By Stephanie N. Rotondo

Phoenix, Jan. 14 – The preferred stock market was soft as the midweek trading session began, following the common equity markets lower.

The common stock space was weaker in response to lower-than-expected retail sales figures for December, which were seen declining 0.9% overall. Expectations were that the key data point would dip just 0.1%.

The Wells Fargo Hybrid and Preferred Securities index ended the day down 1 basis point.
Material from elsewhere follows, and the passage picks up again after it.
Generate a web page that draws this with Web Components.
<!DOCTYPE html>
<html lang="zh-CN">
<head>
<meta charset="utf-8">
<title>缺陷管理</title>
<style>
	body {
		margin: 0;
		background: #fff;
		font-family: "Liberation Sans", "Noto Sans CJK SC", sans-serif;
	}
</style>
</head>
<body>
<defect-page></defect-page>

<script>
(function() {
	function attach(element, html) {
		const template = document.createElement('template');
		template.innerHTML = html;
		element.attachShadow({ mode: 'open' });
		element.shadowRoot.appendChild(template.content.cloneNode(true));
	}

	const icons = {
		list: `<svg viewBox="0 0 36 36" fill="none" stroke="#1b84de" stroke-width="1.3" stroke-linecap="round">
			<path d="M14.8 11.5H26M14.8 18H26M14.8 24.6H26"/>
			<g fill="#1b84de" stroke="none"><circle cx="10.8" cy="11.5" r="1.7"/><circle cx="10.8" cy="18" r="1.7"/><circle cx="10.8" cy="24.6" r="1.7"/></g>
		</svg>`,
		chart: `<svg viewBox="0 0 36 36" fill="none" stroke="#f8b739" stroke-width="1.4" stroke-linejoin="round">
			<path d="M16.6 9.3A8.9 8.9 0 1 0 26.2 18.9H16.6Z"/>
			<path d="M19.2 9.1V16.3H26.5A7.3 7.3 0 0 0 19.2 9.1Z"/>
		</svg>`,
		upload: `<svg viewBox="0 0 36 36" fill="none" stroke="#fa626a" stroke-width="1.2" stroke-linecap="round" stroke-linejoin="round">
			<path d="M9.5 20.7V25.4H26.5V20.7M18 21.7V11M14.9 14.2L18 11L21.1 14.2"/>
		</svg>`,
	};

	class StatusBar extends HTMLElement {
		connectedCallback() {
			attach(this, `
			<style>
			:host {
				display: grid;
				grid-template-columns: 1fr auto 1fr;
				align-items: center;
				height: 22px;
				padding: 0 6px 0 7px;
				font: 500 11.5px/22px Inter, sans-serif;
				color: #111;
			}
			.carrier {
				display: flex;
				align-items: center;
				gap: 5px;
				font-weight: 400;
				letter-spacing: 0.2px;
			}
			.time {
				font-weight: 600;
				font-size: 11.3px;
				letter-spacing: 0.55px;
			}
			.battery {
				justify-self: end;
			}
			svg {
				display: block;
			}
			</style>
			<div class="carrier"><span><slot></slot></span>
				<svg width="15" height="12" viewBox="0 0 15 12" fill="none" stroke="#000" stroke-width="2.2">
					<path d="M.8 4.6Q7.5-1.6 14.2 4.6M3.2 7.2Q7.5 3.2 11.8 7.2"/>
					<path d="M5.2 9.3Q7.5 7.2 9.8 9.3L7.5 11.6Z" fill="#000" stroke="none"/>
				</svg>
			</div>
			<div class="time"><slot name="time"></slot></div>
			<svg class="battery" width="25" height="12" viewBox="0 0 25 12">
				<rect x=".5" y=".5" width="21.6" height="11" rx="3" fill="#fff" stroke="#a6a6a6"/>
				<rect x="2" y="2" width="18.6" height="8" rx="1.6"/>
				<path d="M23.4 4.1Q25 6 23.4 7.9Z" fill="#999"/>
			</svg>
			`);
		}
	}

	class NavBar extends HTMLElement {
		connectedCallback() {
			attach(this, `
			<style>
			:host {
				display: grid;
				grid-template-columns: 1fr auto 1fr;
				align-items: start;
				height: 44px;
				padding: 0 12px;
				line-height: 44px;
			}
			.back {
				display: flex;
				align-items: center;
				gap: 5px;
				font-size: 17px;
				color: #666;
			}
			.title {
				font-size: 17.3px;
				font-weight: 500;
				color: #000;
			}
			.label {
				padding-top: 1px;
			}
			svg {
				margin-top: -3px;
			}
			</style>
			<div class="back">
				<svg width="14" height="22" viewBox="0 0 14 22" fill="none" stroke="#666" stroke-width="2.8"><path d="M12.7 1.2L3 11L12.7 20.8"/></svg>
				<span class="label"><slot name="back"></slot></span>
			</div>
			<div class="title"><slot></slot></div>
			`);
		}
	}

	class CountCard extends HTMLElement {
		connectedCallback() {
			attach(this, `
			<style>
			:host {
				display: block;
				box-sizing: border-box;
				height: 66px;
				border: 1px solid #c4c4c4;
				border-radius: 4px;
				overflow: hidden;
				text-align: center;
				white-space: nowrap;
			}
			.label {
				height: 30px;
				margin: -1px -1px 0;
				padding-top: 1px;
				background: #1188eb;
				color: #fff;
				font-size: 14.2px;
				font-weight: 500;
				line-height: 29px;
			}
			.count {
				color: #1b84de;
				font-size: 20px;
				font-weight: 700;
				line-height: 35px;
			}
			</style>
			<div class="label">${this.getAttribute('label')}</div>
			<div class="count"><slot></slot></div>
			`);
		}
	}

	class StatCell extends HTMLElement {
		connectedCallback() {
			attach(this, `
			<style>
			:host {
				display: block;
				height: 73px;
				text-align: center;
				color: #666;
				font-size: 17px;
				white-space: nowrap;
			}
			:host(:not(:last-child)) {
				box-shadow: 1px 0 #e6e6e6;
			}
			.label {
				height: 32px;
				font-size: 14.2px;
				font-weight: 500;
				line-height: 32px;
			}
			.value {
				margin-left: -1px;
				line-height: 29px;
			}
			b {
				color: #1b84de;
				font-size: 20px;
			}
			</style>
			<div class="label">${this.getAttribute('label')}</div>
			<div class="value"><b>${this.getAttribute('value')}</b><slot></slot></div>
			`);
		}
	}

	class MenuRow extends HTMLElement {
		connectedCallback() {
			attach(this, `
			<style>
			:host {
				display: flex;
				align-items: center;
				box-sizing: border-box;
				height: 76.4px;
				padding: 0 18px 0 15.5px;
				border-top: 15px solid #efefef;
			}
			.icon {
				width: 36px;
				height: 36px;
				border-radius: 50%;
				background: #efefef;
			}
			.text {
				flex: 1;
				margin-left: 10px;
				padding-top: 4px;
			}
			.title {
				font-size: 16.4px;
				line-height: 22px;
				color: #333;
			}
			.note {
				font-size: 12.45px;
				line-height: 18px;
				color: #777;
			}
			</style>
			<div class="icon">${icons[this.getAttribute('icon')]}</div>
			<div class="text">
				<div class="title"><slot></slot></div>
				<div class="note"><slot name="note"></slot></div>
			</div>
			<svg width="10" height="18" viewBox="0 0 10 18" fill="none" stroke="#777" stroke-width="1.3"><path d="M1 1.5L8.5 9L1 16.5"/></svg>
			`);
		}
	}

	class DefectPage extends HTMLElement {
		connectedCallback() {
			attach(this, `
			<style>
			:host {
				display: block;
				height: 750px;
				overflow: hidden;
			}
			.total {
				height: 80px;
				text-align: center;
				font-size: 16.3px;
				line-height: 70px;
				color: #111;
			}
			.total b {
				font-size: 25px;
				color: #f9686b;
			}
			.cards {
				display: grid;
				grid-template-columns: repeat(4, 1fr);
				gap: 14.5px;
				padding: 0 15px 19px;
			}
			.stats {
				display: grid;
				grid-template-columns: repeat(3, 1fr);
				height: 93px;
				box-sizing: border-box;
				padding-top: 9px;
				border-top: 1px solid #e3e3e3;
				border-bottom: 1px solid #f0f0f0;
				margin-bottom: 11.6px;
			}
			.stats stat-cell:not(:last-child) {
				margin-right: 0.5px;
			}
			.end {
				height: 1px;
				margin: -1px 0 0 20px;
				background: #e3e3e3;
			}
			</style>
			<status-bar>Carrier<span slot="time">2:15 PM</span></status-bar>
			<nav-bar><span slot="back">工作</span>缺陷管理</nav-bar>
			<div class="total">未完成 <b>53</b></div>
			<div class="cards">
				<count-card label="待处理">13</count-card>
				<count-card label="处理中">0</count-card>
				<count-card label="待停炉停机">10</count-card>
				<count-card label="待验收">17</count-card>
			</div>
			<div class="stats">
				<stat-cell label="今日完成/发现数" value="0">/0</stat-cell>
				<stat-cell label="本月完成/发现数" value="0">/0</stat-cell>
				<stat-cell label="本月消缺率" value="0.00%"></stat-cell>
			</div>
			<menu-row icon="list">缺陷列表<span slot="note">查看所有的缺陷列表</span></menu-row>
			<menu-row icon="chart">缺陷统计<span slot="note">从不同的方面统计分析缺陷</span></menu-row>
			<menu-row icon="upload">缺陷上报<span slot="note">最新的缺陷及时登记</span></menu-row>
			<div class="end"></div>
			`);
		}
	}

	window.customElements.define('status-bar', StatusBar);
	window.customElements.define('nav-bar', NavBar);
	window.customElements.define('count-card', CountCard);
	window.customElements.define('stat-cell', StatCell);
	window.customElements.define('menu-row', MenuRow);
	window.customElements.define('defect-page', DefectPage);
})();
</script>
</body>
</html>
The index was down 8 bps at mid-morning.

Meanwhile, CHS Inc.’s newly priced $450 million issue of 7.5% class B series 4 cumulative redeemable preferreds freed to trade by the end of business, according to a market source.

The source quoted the issue at $24.92 bid, $24.98 offered.
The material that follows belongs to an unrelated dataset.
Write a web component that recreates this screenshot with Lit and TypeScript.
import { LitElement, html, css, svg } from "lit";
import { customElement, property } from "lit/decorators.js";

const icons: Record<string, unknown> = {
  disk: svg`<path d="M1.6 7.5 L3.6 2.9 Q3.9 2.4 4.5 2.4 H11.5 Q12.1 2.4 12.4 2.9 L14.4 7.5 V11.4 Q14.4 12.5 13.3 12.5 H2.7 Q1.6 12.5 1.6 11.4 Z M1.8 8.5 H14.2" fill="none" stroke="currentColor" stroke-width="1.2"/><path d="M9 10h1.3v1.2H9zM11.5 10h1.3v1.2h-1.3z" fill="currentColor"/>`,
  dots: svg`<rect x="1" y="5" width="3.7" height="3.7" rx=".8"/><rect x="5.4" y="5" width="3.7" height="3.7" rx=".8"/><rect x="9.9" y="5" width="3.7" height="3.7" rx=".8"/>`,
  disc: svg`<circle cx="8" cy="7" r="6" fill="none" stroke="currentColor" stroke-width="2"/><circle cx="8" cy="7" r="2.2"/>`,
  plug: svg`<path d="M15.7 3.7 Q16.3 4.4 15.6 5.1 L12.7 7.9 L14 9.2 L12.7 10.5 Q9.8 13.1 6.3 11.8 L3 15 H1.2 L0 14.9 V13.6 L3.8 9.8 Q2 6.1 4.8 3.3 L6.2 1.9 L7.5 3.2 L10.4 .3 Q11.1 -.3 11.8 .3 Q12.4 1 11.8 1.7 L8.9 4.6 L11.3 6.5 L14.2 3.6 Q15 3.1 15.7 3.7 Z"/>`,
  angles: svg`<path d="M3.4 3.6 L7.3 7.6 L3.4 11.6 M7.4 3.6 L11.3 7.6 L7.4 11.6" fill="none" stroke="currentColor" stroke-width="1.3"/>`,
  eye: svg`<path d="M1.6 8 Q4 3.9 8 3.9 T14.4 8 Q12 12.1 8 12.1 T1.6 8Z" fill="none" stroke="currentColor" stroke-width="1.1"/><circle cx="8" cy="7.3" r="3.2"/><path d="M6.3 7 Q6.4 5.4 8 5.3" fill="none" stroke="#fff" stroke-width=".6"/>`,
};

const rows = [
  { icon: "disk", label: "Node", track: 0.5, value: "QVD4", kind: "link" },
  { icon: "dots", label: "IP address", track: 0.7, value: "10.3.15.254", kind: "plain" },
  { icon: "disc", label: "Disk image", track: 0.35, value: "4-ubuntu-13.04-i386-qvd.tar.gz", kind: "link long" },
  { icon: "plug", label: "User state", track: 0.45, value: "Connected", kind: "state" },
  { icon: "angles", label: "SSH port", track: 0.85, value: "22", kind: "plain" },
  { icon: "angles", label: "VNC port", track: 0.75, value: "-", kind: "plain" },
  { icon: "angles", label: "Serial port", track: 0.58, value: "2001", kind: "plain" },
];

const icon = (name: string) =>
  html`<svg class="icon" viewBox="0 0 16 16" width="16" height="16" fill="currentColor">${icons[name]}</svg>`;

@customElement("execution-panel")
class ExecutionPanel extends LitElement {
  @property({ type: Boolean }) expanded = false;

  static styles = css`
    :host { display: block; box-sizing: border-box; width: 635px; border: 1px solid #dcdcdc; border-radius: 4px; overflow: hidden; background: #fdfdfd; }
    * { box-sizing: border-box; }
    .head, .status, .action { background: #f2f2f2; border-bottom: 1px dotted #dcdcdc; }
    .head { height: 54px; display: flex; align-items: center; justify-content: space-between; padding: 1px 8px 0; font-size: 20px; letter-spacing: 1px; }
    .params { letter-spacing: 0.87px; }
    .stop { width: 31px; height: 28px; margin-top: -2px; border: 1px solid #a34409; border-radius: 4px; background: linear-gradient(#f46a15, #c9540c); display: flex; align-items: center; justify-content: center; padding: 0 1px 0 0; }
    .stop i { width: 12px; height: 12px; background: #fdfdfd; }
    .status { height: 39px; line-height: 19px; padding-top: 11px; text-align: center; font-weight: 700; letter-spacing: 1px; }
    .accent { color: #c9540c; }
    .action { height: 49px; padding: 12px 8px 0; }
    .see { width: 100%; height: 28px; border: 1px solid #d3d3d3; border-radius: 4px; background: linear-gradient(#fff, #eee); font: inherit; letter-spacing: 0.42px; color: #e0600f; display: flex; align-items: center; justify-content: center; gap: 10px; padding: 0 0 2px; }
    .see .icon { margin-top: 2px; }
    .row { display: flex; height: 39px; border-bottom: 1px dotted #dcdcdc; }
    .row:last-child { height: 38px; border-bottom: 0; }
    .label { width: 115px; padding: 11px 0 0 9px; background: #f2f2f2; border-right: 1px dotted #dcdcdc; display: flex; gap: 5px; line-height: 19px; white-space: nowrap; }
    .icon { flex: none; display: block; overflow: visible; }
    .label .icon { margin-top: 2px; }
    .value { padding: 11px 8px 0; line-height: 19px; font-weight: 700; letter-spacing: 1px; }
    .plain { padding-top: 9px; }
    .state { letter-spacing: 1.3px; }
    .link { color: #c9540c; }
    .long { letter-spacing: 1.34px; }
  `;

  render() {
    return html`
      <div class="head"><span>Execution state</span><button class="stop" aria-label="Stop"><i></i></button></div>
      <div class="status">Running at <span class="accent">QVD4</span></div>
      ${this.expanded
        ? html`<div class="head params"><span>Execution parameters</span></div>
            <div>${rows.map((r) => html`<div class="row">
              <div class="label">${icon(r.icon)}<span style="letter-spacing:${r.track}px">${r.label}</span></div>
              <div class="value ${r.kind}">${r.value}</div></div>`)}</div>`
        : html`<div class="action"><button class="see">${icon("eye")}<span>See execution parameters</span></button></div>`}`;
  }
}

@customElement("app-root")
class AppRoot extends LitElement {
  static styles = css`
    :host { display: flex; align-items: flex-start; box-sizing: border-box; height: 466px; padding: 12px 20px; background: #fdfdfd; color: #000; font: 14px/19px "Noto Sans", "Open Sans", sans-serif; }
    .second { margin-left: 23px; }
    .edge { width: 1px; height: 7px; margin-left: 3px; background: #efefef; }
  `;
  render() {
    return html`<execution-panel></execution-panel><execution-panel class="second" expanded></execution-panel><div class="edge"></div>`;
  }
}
“It was priced to move,” a trader said. “It looks fantastic.”

“It’s very attractively priced for everybody that knows the name,” the trader said.

The deal came Tuesday via BofA Merrill Lynch and Wells Fargo Securities LLC.

Meanwhile, in the secondary market, JPMorgan Chase & Co. and Wells Fargo & Co. put out fourth-quarter results, kicking off the latest round of bank earnings.

JPMorgan posted a 6.6% decline in its quarterly profit, citing legal costs of more than $1 billion. That news initially took most of the bank’s preferred issues lower, though they recovered to finish the day up.

Wells Fargo meantime saw a 1.8% gain in profit, attributed to stronger loan growth. But Wells Fargo’s preferreds were mixed in trading.